Session preview: Enabling value extraction from limit order book data

L3 limit order book (LOB) data contains 30% more price discovery relevant information than L1 data. The problem is this data is difficult to work with and the information is hard to extract. While a small handful of very well resourced leading market participants have capitalized on being able to use this data over the last decade, most major financial institutions are still not able to. 
 
Some believe that L3 information is not relevant to those trading through brokers, nor relevant to those trading at medium to low frequencies. To which we would make three observations. Firstly, while it is true that L3 data does hold information on short-term patterns, it is only by down-sampling this data that lower frequency data is obtained. Pre-processing with a zero-one filter is a crude tool, throwing away information whether it is relevant or not. The statistically correct approach is to allow the model to decide how to handle the data. Secondly, the “leading market participants” referred to above generally ply their trade through what many consider to be ‘predatory’ trading.

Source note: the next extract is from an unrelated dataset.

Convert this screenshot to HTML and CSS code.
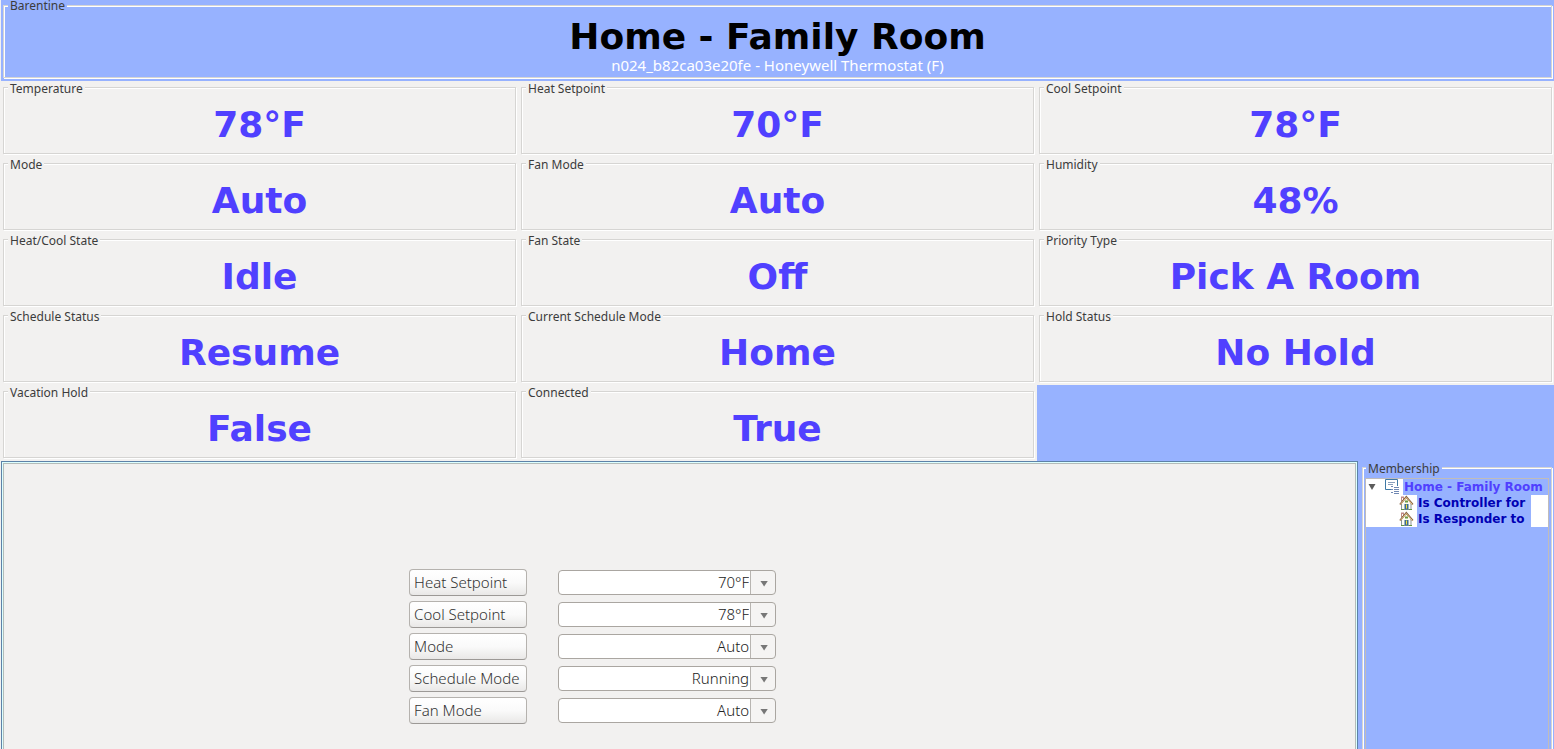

This can mean providing liquidity when it suits, but as soon as a natural order is detected in the L3 data, leaning against that order and taking liquidity – the end result being a cost to the provider of the natural order. Only by understanding the statistical dynamics of parent-child submission through using L3 data can such predatory approaches be defeated. Thirdly is the ability to accurately simulate the market using agent based models (ABMs), trained using L3 data. From trained ABMs synthetic market data can be generated. The ability to simulate medium-low frequency trading strategies not just against a one-time realization of market data, but across many realizations enables a step change in statistical significance of predictor design. 
 
The workflow of using L3 data is as follows: Data is collected by performing packet capture at the colo with potentially every pcap location recording data from every matching engine. This captured data is then centralized and subject to a process of curation (eg book building, ticker mapping), normalization (eg transform to UTC, map fields to API dictionaries) and consolidation (eg enable my view of the European Consolidated Tape). An additional high-value step is combing the L3 public data with private order flow data to generate L4 data – enabling identification of beneficiaries orders in the book, along with other information such as order types and max show values. This data pipeline will include metadata management and potentially derived data management (eg generate intraday volume curves). Once the data is present it then needs to be combined with cheap compute at scale. This is either by an in-house farm or using the cloud, using either map-reduce or non-map-reduce systems. The workflow needs to allow for the range of L3 data use cases and where and how to implement fine grained and coarse grained parallelism to ensure sufficient speed. Finally, the workflow needs access to both open source analytics (eg pandas, tensorflow) and closed source analytics (eg MOSEK). The end user needs to be able to make any arbitrary calculation on any amount of L3 data (eg Russell 3000 for the last three years) and have results returned to them in an appropriate amount of time. At BMLL we see our value as being at the interfaces of this value stack, with the interfaces being represented as APIs. 
 
A recent industry survey of quants found they felt they spent over 80% of their time performing menial duties around data and systems, as opposed to performing their value-add. Another recent survey of employers felt that they were severely under-resourced in the quant and engineering fields. In summary, managed services are powerful as they help solve for both these pain points. Managed services enable human resources to focus on their value add, while also speeding up the OODA loop of complex problem solving.